De jaren 50 stonden in het teken van de wederopbouw en het economisch herstel. Het was een periode van hard werken, van soberheid en spaarzaamheid. De meeste samenlevingen in West-Europa waren nog heel traditioneel. Het gezin was de hoeksteen van de samenleving. De meeste vrouwen werkten in het huishouden en zorgden voor de kinderen. De man was de kostwinner en op zondag ging de meeste gezinnen naar de kerk.
Voor de oudere generaties was deze manier van leven geen probleem. Na de slechte oorlogstijd was er behoefte aan structuur en rust. De babyboomers, net na de oorlog geboren, groeiden op in een sobere sfeer. In de loop van de jaren 60 nam de welvaart snel toe. De samenleving veranderde. Jongeren hadden meer geld te besteden, er was volop werk en behoefte aan geschoold personeel.

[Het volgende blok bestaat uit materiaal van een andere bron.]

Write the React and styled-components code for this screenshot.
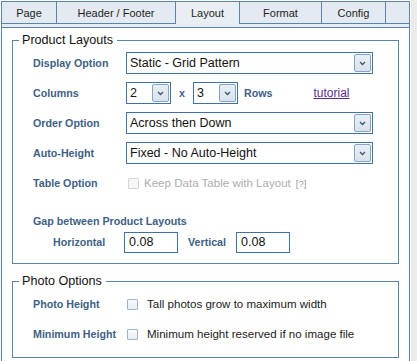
import React from "react";
import styled, { createGlobalStyle } from "styled-components";

const GlobalStyle = createGlobalStyle`
  html, body {
    margin: 0;
    padding: 0;
    background: #fff;
    font-family: "Liberation Sans", Arial, sans-serif;
  }
`;

const tabs = [
  { label: "Page", width: 55 },
  { label: "Header / Footer", width: 119 },
  { label: "Layout", width: 64, active: true },
  { label: "Format", width: 82 },
  { label: "Config", width: 64 },
];

export default function App() {
  return (
    <>
      <GlobalStyle />
      <Page>
        <Frame>
          <TabBar>
            {tabs.map((t) => (
              <Tab key={t.label} $width={t.width} $active={t.active}>
                {t.label}
              </Tab>
            ))}
          </TabBar>
          <TabStrip />
          <Content>
            <Group>
              <Legend>Product Layouts</Legend>
              <Row>
                <Label>Display Option</Label>
                <Select value="Static - Grid Pattern" />
              </Row>
              <Row>
                <Label>Columns</Label>
                <Select value="2" $small />
                <Times>x</Times>
                <Select value="3" $small />
                <InlineLabel>Rows</InlineLabel>
                <Tutorial href="#">tutorial</Tutorial>
              </Row>
              <Row>
                <Label>Order Option</Label>
                <Select value="Across then Down" />
              </Row>
              <Row>
                <Label>Auto-Height</Label>
                <Select value="Fixed - No Auto-Height" />
              </Row>
              <Row>
                <Label>Table Option</Label>
                <Check $disabled $offset={2} />
                <CheckText $disabled $gap={5}>Keep Data Table with Layout</CheckText>
                <Help>[?]</Help>
              </Row>
              <SubHeading>Gap between Product Layouts</SubHeading>
              <GapRow>
                <GapLabel>Horizontal</GapLabel>
                <TextInput>0.08</TextInput>
                <VerticalLabel>Vertical</VerticalLabel>
                <TextInput>0.08</TextInput>
              </GapRow>
            </Group>
            <Group>
              <Legend>Photo Options</Legend>
              <Row>
                <Label>Photo Height</Label>
                <Check $offset={1} />
                <CheckText $gap={9}>Tall photos grow to maximum width</CheckText>
              </Row>
              <Row>
                <Label>Minimum Height</Label>
                <Check $offset={1} />
                <CheckText $gap={9}>Minimum height reserved if no image file</CheckText>
              </Row>
            </Group>
          </Content>
        </Frame>
        <Gutter />
      </Page>
    </>
  );
}

function Select({ value, $small }) {
  return (
    <SelectBox $small={$small}>
      <SelectValue>{value}</SelectValue>
      <ArrowButton>
        <svg width="7" height="5" viewBox="0 0 7 5">
          <path d="M1 1 L3.5 3.5 L6 1" fill="none" stroke="#3d5570" strokeWidth="1.3" />
        </svg>
      </ArrowButton>
    </SelectBox>
  );
}

const Page = styled.div`
  display: flex;
  width: 417px;
  height: 361px;
  padding: 1px 0 0 1px;
  box-sizing: border-box;
  overflow: hidden;
`;

const Frame = styled.div`
  width: 409px;
  flex: none;
  border: 1px solid #5a84b0;
  border-bottom: none;
  box-sizing: border-box;
`;

const Gutter = styled.div`
  margin-left: 1px;
  flex: 1;
  background: #ebebeb;
  margin-top: -1px;
`;

const TabBar = styled.div`
  display: flex;
  height: 21px;
  background: #e4eaf1;
  border-bottom: 1px solid #5a84b0;
`;

const Tab = styled.div`
  width: ${(p) => p.$width}px;
  flex: none;
  box-sizing: border-box;
  border-right: 1px solid #5a84b0;
  display: flex;
  align-items: center;
  justify-content: center;
  font-size: 11px;
  color: #1e1e1e;
  background: ${(p) => (p.$active ? "#e9eef4" : "#e4eaf1")};
  height: ${(p) => (p.$active ? "22px" : "21px")};
  margin-bottom: ${(p) => (p.$active ? "-1px" : "0")};
  position: relative;
`;

const TabStrip = styled.div`
  height: 3px;
  background: #e6ecf2;
  border-bottom: 1px solid #5a84b0;
`;

const Content = styled.div`
  padding: 4px 10px 0 10px;
  display: flex;
  flex-direction: column;
  gap: 9px;
`;

const Group = styled.fieldset`
  margin: 0;
  border: 1px solid #5a84b0;
  padding: 0 10px 8px 20px;
  min-width: 0;
`;

const Legend = styled.legend`
  margin-left: -14px;
  padding: 0 4px 0 3px;
  font-size: 12.6px;
  line-height: 16px;
  color: #111;
`;

const Row = styled.div`
  display: flex;
  align-items: center;
  height: 30px;
`;

const Label = styled.div`
  width: 93px;
  flex: none;
  font-size: 10.7px;
  font-weight: bold;
  color: #3e5f86;
  white-space: nowrap;
`;

const InlineLabel = styled.span`
  font-size: 10.7px;
  font-weight: bold;
  color: #3e5f86;
  margin-left: 6px;
`;

const Times = styled(InlineLabel)`
  margin: 0 8px;
`;

const Tutorial = styled.a`
  margin-left: 41px;
  font-size: 12px;
  color: #5b2a8c;
  text-decoration: underline;
`;

const SelectBox = styled.div`
  width: ${(p) => (p.$small ? "45px" : "247px")};
  height: 22px;
  box-sizing: border-box;
  border: 1px solid #3f72a8;
  background: #fff;
  display: flex;
  align-items: center;
  padding: 0 1px 0 3px;
`;

const SelectValue = styled.span`
  flex: 1;
  font-size: 12.5px;
  color: #111;
  white-space: nowrap;
  overflow: hidden;
`;

const ArrowButton = styled.span`
  width: 17px;
  height: 18px;
  box-sizing: border-box;
  border: 1px solid #88a3c3;
  border-radius: 2px;
  background: linear-gradient(#e8eef5, #d9e2ec);
  display: flex;
  align-items: center;
  justify-content: center;
`;

const Check = styled.span`
  width: 11px;
  height: 11px;
  box-sizing: border-box;
  margin-left: ${(p) => p.$offset}px;
  border: 1px solid ${(p) => (p.$disabled ? "#d4d4d4" : "#9fb2c8")};
  background: ${(p) => (p.$disabled ? "#f6f6f6" : "linear-gradient(#f8f9fb, #e8edf2)")};
  border-radius: 1px;
`;

const CheckText = styled.span`
  margin-left: ${(p) => p.$gap}px;
  font-size: 11.55px;
  color: ${(p) => (p.$disabled ? "#adadad" : "#1a1a1a")};
  white-space: nowrap;
`;

const Help = styled.span`
  margin-left: 5px;
  font-size: 9.5px;
  color: #9a9a9a;
`;

const SubHeading = styled.div`
  margin-top: 15px;
  height: 16px;
  line-height: 16px;
  font-size: 10.7px;
  font-weight: bold;
  color: #3e5f86;
`;

const GapRow = styled.div`
  display: flex;
  align-items: center;
  height: 26px;
`;

const GapLabel = styled.span`
  margin-left: 20px;
  width: 71px;
  font-size: 10.7px;
  font-weight: bold;
  color: #3e5f86;
`;

const VerticalLabel = styled.span`
  margin: 0 10px 0 10px;
  font-size: 10.7px;
  font-weight: bold;
  color: #3e5f86;
`;

const TextInput = styled.div`
  width: 54px;
  height: 21px;
  box-sizing: border-box;
  border: 1px solid #3f72a8;
  padding-left: 4px;
  display: flex;
  align-items: center;
  font-size: 12.5px;
  color: #111;
`;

Jongeren die geld verdienden en meer vrije tijd hadden dan de generaties voor hen, gingen op zoek naar ontplooiing en ontspanning. Hun blik werd verbreed door de komst van de televisie. De eerste televisie-uitzending in Nederland was in 1951. Het aantal tv-toestellen steeg snel. Waren er in 1951 nog slechts 150 toestellen, in 1957 was dat aantal al gestegen tot 120.000.

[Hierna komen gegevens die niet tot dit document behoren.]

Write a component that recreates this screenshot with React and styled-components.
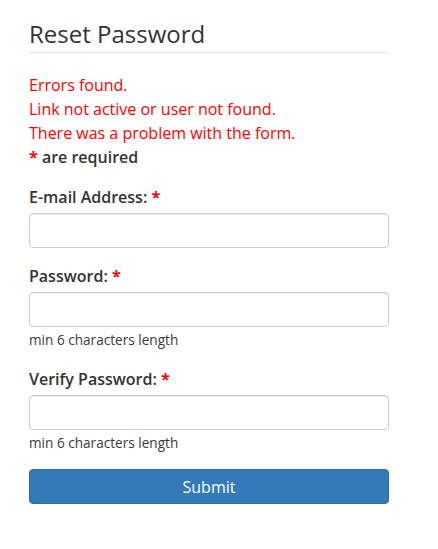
import React from "react";
import styled, { createGlobalStyle } from "styled-components";

const Global = createGlobalStyle`
  html, body { margin: 0; padding: 0; background: #fff; }
  body { font-family: "Open Sans", "Liberation Sans", sans-serif; color: #333; }
  * { box-sizing: border-box; }
`;

const Page = styled.div`
  width: 360px;
  margin-left: 29px;
  padding-top: 17px;
  display: flex;
  flex-direction: column;
`;

const Title = styled.h2`
  margin: 0;
  font-size: 24px;
  font-weight: 400;
  line-height: 34px;
  padding-bottom: 1px;
  border-bottom: 1px solid #e5e5e5;
  color: #333;
`;

const Messages = styled.div`
  margin-top: 20px;
  display: flex;
  flex-direction: column;
  font-size: 16px;
  line-height: 24px;
`;

const Error = styled.div`
  color: #ff0000;
`;

const Required = styled.div`
  font-weight: 600;
  color: #333;
`;

const Star = styled.span`
  color: #ff0000;
  font-weight: 700;
`;

const Form = styled.form`
  margin-top: 16px;
  display: flex;
  flex-direction: column;
`;

const Field = styled.div`
  display: flex;
  flex-direction: column;
  margin-bottom: ${(p) => (p.$hint ? "18px" : "16px")};
`;

const Label = styled.label`
  font-size: 16px;
  font-weight: 600;
  line-height: 24px;
  margin-bottom: 4px;
`;

const Input = styled.input`
  height: 35px;
  width: 100%;
  border: 1px solid #ccc;
  border-radius: 4px;
  box-shadow: inset 0 1px 1px rgba(0, 0, 0, 0.075);
  font-size: 14px;
  padding: 6px 12px;
  font-family: inherit;
`;

const Hint = styled.div`
  font-size: 13.6px;
  line-height: 18px;
  margin-top: 4px;
  color: #3a3a3a;
`;

const Button = styled.button`
  margin-top: -1px;
  height: 35px;
  width: 100%;
  background: #337ab7;
  border: 1px solid #2e6da4;
  border-radius: 4px;
  color: #fff;
  font-family: inherit;
  font-size: 16px;
  cursor: pointer;
`;

export default function App() {
  return (
    <>
      <Global />
      <Page>
        <Title>Reset Password</Title>
        <Messages>
          <Error>Errors found.</Error>
          <Error>Link not active or user not found.</Error>
          <Error>There was a problem with the form.</Error>
          <Required>
            <Star>*</Star> are required
          </Required>
        </Messages>
        <Form onSubmit={(e) => e.preventDefault()}>
          <Field>
            <Label>
              E-mail Address: <Star>*</Star>
            </Label>
            <Input type="email" />
          </Field>
          <Field $hint>
            <Label>
              Password: <Star>*</Star>
            </Label>
            <Input type="password" />
            <Hint>min 6 characters length</Hint>
          </Field>
          <Field $hint>
            <Label>
              Verify Password: <Star>*</Star>
            </Label>
            <Input type="password" />
            <Hint>min 6 characters length</Hint>
          </Field>
          <Button type="submit">Submit</Button>
        </Form>
      </Page>
    </>
  );
}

Zo kwamen steeds meer mensen in contact met de leefwereld van de andere zuilen en met andere culturen en zienswijzen. Ook werden muziek, dans en amusement populair. De Amerikaanse Elvis Presley en andere artiesten uit de cultuur van de rock & roll werden als idolen voorbeelden voor de jeugd. Jongeren gingen zich net zo kleden en gedragen als hun idolen. Met deze middelen uitten zij hun verzet tegen het ‘saaie’ en ‘degelijke’ leven van hun ouders.